Wednesday, June 06, 2007

cemeteries

I do love a good ramble through a cemetery. Recently, I was reading Cornelius Plantinga's Not the Way It's Supposed to Be and came across a passage on spiritual health. It stuck me deeply and I shared it with a few friends over coffee about a month ago. Betsy was kind enough to type it for me. It's long, but rich.

A spiritually hygienic person is one who combines strengths and flexibilities, disciplines and freedoms, all working together from a renewable source of vitality. This is a person who flourishes like a fine sapling rooted into the bank of a dependable stream.

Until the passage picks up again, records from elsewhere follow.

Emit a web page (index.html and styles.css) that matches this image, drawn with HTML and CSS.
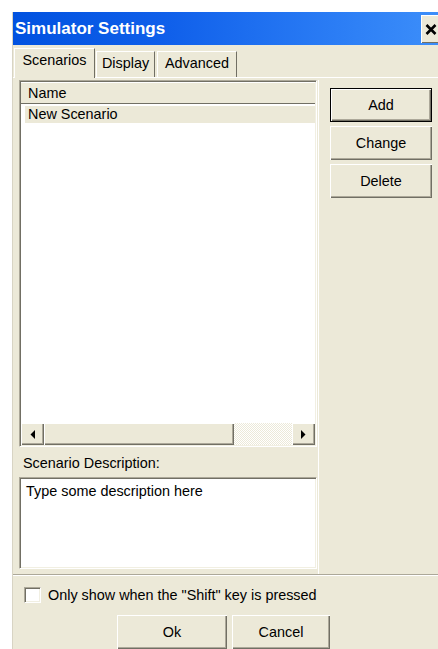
FILE: index.html
```html
<!DOCTYPE html>
<html lang="en">
<head>
<meta charset="utf-8">
<title>Simulator Settings</title>
<link rel="stylesheet" href="styles.css">
</head>
<body>
<div class="window">
  <div class="titlebar">
    <span class="title">Simulator Settings</span>
    <span class="close" aria-label="Close">
      <svg width="12" height="11" viewBox="0 0 12 11"><path d="M1.5 1 L10.5 10 M10.5 1 L1.5 10" stroke="#000" stroke-width="2.6" fill="none"/></svg>
    </span>
  </div>

  <div class="tabs">
    <div class="tab tab-scenarios active">Scenarios</div>
    <div class="tab tab-display">Display</div>
    <div class="tab tab-advanced">Advanced</div>
  </div>

  <div class="panel">
    <div class="left">
      <div class="listbox sunken">
        <div class="list-header">Name</div>
        <div class="list-rows">
          <div class="row selected">New Scenario</div>
        </div>
        <div class="hscroll">
          <div class="sb-btn raised">
            <svg width="5" height="9" viewBox="0 0 5 9"><path d="M5 0 L0.5 4.5 L5 9 Z" fill="#000"/></svg>
          </div>
          <div class="sb-thumb raised"></div>
          <div class="sb-track"></div>
          <div class="sb-btn raised">
            <svg width="5" height="9" viewBox="0 0 5 9"><path d="M0 0 L4.5 4.5 L0 9 Z" fill="#000"/></svg>
          </div>
        </div>
      </div>
      <div class="desc-label">Scenario Description:</div>
      <div class="desc sunken">Type some description here</div>
    </div>

    <div class="actions">
      <button class="btn btn-default">Add</button>
      <button class="btn">Change</button>
      <button class="btn">Delete</button>
    </div>
  </div>

  <div class="option">
    <span class="checkbox sunken"></span>
    <span class="option-label">Only show when the "Shift" key is pressed</span>
  </div>

  <div class="dialog-buttons">
    <button class="btn btn-ok">Ok</button>
    <button class="btn btn-cancel">Cancel</button>
  </div>
</div>
</body>
</html>
```

FILE: styles.css
```css
* { box-sizing: border-box; }

html, body {
  margin: 0;
  height: 100%;
  overflow: hidden;
  background: #fff;
}

body {
  font: 14.4px "Liberation Sans", Arial, sans-serif;
  color: #000;
}

/* dialog frame */
.window {
  margin: 12px 0 0 12px;
  width: 432px;
  height: 637px;
  background: #ece9d8;
  border-left: 1px solid #d8d4c4;
  display: flex;
  flex-direction: column;
}

.titlebar {
  height: 33px;
  flex: none;
  display: flex;
  align-items: flex-start;
  background: linear-gradient(to right, #0152e0 0%, #0f5fea 35%, #2b7df5 75%, #3d8ffa 100%);
}

.title {
  flex: 1;
  padding: 7px 0 0 2px;
  font-size: 17px;
  font-weight: bold;
  line-height: 20px;
  color: #fff;
}

.close {
  width: 22px;
  height: 28px;
  margin: 3px 1px 0 0;
  padding-left: 4px;
  display: flex;
  align-items: center;
  background: #ece9d8;
  box-shadow: inset 1px 1px #fff, inset -1px -1px #716f64;
}

/* tab strip */
.tabs {
  height: 32px;
  flex: none;
  display: flex;
  align-items: flex-end;
  padding-left: 1px;
}

.tab {
  height: 26px;
  padding-top: 3px;
  line-height: 16px;
  text-align: center;
  border: 1px solid #fff;
  border-right-color: #716f64;
  border-bottom: none;
  background: #ece9d8;
}

.tab.active {
  height: 30px;
  margin-bottom: -1px;
  position: relative;
  z-index: 1;
}

.tab-scenarios { width: 81px; }
.tab-display { width: 59px; margin-left: 1px; }
.tab-advanced { width: 80px; margin-left: 2px; }

/* tab page */
.panel {
  height: 498px;
  flex: none;
  display: flex;
  align-items: stretch;
  padding: 2px 0 0 6px;
  border-top: 1px solid #fff;
  border-bottom: 1px solid #aca899;
  box-shadow: 0 1px 0 #fff;
}

.left {
  width: 300px;
  padding-right: 1px;
  border-right: 1px solid #fff;
  display: flex;
  flex-direction: column;
}

.sunken {
  border: 1px solid;
  border-color: #aca899 #fff #fff #aca899;
  box-shadow: inset 1px 1px #716f64, inset -1px -1px #f1efe2;
}

.raised {
  background: #ece9d8;
  box-shadow: inset 1px 1px #fff, inset -1px -1px #716f64, inset -2px -2px #aca899;
}

.listbox {
  width: 298px;
  height: 367px;
  padding: 1px;
  display: flex;
  flex-direction: column;
  background: #fff;
}

.list-header {
  height: 22px;
  flex: none;
  padding-left: 7px;
  line-height: 22px;
  background: #ece9d8;
  border-bottom: 1px solid #716f64;
  box-shadow: inset 0 1px #fff;
}

.list-rows {
  flex: 1;
  padding-top: 2px;
  background: #fff;
}

.row {
  height: 17px;
  margin-left: 4px;
  padding-left: 3px;
  line-height: 17px;
}

.row.selected { background: #ece9d8; }

.hscroll {
  height: 22px;
  flex: none;
  display: flex;
}

.sb-btn {
  width: 23px;
  display: flex;
  align-items: center;
  justify-content: center;
}

.sb-thumb { width: 190px; }

.sb-track {
  flex: 1;
  background-color: #fff;
  background-image: repeating-conic-gradient(#ece9d8 0 25%, #fff 0 50%);
  background-size: 2px 2px;
}

.desc-label {
  margin-top: 8px;
  padding-left: 4px;
  line-height: 16px;
}

.desc {
  width: 298px;
  height: 92px;
  margin-top: 6px;
  padding: 5px 6px;
  line-height: 16px;
  background: #fff;
}

/* command buttons */
.actions {
  margin: 8px 0 0 11px;
  display: flex;
  flex-direction: column;
  gap: 4px;
}

.btn {
  height: 34px;
  width: 102px;
  padding: 0;
  border: none;
  font: inherit;
  color: #000;
  background: #ece9d8;
  box-shadow: inset 1px 1px #fff, inset -1px -1px #716f64, inset -2px -2px #aca899;
}

.btn-default {
  border: 1px solid #000;
}

/* footer */
.option {
  display: flex;
  align-items: center;
  padding: 12px 0 0 11px;
}

.checkbox {
  width: 17px;
  height: 16px;
  background: #fff;
}

.option-label {
  margin-left: 7px;
  line-height: 16px;
}

.dialog-buttons {
  display: flex;
  gap: 5px;
  padding: 12px 0 0 104px;
}

.btn-ok { width: 110px; }
.btn-cancel { width: 98px; }
```
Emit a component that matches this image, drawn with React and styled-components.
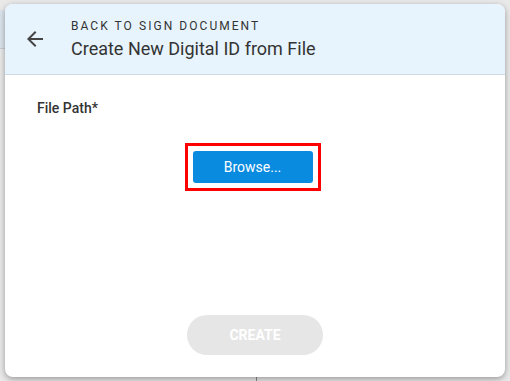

What are some of the features of this flourishing? As Christians see her, a spiritually whole person longs in certain classic ways. She longs for God and the beauty of God, for Christ and Christlikeness, for the dynamite of the Holy Spirit and spiritual maturity. She longs for spiritual hygiene itself—and not just as a consolation prize when she cannot be rich and envied instead. She longs for other human beings: she wants to love them and to be loved by them. She hungers for social justice. She longs for nature, for its beauties and graces, for the sheer particularity of the way of a squirrel with a nut. As we might expect, her longings dim from season to season. When they do, she longs to long again.

She is a person of character consistency, a person who rings true wherever you tap her. She keeps promises. She weeps with those who weep and perhaps more impressively, rejoices with those who rejoice. She does all these things in ways that express her own personality and culture but also a general “mind of Christ” that is cross-culturally unmistakable.

Her motives include faith—a quiet confidence in God and in the mercies of God that radiate from the self-giving work of Jesus Christ. She knows God is good; she also feels assured that God is good to her. Her faith secures her against the ceaseless oscillations of pride and despair familiar to every human being who has taken refuge in the cave of her own being and tried there to bury all her insecurities under a mound of achievements. When her faith slips, she retains faith enough to believe that the Spirit of God, whose presence is her renewable resource, will one day secure her faith again.

Since faith fastens on God’s benevolence, it yields gratitude, which in turn sponsors risk-taking in the service of others. Grateful people want to let themselves go; faithful people dare to do it. People tethered to God by faith can let themselves go because they know they will get themselves back.

Grateful people overflow a little, especially with thanksgiving and passed-on kindnesses. But they do not therefore lack discipline. In fact self-indulgence tends to suppress gratitude; self-discipline tends to generate it. That is why gluttony is a deadly sin: oddly, it is an appetite suppressant. The reason is that a person’s appetites are linked: full stomachs and jaded palates take the edge from our hunger and thirst for justice. And they spoil the appetite for God.

The classic longings motivate a sound like; so do faith and gratitude. Of course, all these things fail from time to time. Spiritually healthy people know very well the drag of sloth and doubt. They know about spiritual depression. They know what it is like to feel keenly that the world has been emptied of God. That is why a spiritually sound person disciplines her life by such spiritual exercises as prayer, fasting, confession, worship, and reflective walks through cemeteries. She visits boring persons and tries to take an interest in them, ponders the lives of saints and compares them to her own, spends time and money on just and charitable causes. A person of spiritual hygiene covets the virtues and character strengths that Christians since Paul have always prized—compassion, for example, and patience. She seeks these and other excellences—endurance, hope, humility, forthrightness, hospitality. She then tries to work them into a regular practice routine, always aware that in order to grow in these excellences she needs both to strive for them and to fail in her striving. She needs to persist through striving and failure and growth in order to become a free and joyful contributor to shalom.

3 Comments:

At 6/06/2007 9:29 PM, Blogger Allison said...

That's beautiful! Thanks so much for your friend for typing it and thanks for posting!

We've often talked about how cemeteries used to be planted around churches for a purpose-- so that as we go to worship we would contemplate the eventuality of death, the communion of saints, and the glory of the resurrection, just in a short walk up to the church steps.

My husband's family has a reunion every year next to the family cemetery. Feasting across the road from all those dead relatives used to seem off, but I like it. The kids used to play among the headstones! We're going this Sunday, and I plan to take a walk through it with our son and remember this post. Thanks!

 
At 6/12/2007 1:09 AM, Blogger kate said...

we still need to visit the decatur cemetery.

 
At 6/13/2007 10:24 AM, Blogger Sarah said...

Chris and I read this a few years ago . . . we need to revisit it again! Meanwhile, I'm soaking in this week's New Yorker (it's the Fiction Edition - hip, hip hooray!)and I think I need to send it to you.